On the other hand, Lehman Brothers expressed doubts the RBI will raise rates in response to inflation caused by surging global commodity prices, especially when growth is slowing.

Lehman Brothers in a note said rather than hike rates it expects the policymakers to continue using trade and fiscal policies to contain inflation and allow moderate rupee appreciation.

'At present, the nature of inflation in the economy is supply side-driven. The monetary tightening measures by the regulator would rather hurt the other economic segments like real estate, consumer durables, automobiles,' said Venugopal N Dhoot, president, Associated Chambers of Commerce and Industry of India (Assocham).

The repo rate is a rate at which the central bank injects short-term liquidity into the system by buying government securities, while the reverse repo rate is the process of absorption of short-term liquidity from the system through the sale of government paper.

Dresdner Kleinwort, however, said measures such as a CRR hike are unlikely to have any material impact on the current inflation trend, as the trend is being driven by global prices. It expects inflation to peak during the first half and moderate during the latter part of the year, as the G7 economic downturn has an impact on world demand.

According to the advance estimates by the Central Statistical Organisation (CSO), the real GDP growth rate was 8.7 percent in 2007-08 as compared with 9.6 percent the previous year, reflecting moderation in growth in all three sectors -- agriculture and allied activities, industry and services.

Last week Crisil Ltd., a unit of Standard & Poor's, cut its GDP growth forecast for India to 8.1 percent for the fiscal year to March 31, 2009, from its earlier forecast of 8.5 percent, in view of rising inflation, interest rates and the global growth outlook.

Indian money supply has been growing by 20 percent for the past 16 months, significantly higher than the 17 to 17.5 percent envisaged by the central bank. On April 11, the broad money growth (M3) was 21.2 percent at 7.01 trillion rupees, according to the RBI data.

Edelweiss Securities Ltd. in a note said it expects a 25 bps hike in the repo rate, taking it to 8.0 percent. The reverse repo rate and CRR are likely to stay unchanged at 6.0 percent and 8 percent respectively, it said.

Smita Gupta, economist with Union Bank of India said he expects the RBI to maintain a neutral stance, thus keeping the repo and reverse repo rate at 7.75 percent and 6.00 percent respectively.

Dresdner Kleinwort in a research note said the commodity price increases have adversely affected India's trade balance, which is turning into a large deficit because of the rising import bill.

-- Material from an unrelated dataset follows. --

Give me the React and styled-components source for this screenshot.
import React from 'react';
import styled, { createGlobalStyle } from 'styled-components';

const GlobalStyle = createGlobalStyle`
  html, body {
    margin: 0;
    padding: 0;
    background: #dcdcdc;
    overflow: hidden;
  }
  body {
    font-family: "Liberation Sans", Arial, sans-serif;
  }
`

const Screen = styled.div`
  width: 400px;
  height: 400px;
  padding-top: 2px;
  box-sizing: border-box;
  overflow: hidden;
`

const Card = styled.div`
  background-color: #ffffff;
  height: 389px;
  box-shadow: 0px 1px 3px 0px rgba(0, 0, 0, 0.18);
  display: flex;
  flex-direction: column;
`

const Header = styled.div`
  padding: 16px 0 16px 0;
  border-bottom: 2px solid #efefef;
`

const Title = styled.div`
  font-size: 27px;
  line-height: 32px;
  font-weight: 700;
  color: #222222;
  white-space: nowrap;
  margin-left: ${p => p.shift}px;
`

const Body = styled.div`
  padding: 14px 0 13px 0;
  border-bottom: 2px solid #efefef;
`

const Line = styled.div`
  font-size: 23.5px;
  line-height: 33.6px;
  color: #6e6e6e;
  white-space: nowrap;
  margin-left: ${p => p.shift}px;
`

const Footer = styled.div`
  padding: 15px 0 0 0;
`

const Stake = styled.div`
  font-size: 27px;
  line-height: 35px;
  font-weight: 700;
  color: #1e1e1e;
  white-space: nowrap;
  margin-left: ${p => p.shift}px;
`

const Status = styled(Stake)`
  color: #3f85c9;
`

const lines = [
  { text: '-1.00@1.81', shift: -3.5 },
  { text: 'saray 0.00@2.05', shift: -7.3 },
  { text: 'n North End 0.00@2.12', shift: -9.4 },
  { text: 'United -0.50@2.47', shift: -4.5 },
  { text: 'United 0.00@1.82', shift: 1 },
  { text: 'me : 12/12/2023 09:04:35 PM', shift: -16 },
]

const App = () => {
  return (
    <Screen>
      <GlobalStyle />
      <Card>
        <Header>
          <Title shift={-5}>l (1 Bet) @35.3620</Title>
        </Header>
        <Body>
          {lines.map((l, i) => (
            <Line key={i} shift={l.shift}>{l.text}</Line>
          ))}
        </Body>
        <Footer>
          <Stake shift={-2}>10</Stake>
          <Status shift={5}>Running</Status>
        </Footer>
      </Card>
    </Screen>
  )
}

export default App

Food prices have had only a secondary impact on the Indian economy though, as the main impact has come from minerals, oil and other raw materials, Dresdner Kleinwort said. For this reason, inflation is spreading out to broader core categories, faster than in other countries.

Any significant reduction in inflation rates will be dependent on how effective the fiscal steps have been, and monetary policy will not have any immediate impact on the headline number but can soothe inflationary expectations, said V Vaidyanathan, executive director, ICICI Bank Ltd.

Goldman Sachs also warned that there is a significant threat of second-round effects from higher commodity prices being built into higher inflationary expectations, which could lead to even greater interest rate increases if these were to get embedded.

Sachidanand Shukla of Enam Securities in a note said the RBI may raise the reverse repo rate by 25 basis points, signalling its hawkish intent.

'A reverse repo hike will tighten liquidity in the short run and narrow the differential between the short-term lending and borrowing rates that stands at an unusually high 175 bps. Also, the hike may nudge inter-bank rates higher and yet avoid an outright tightening,' he added.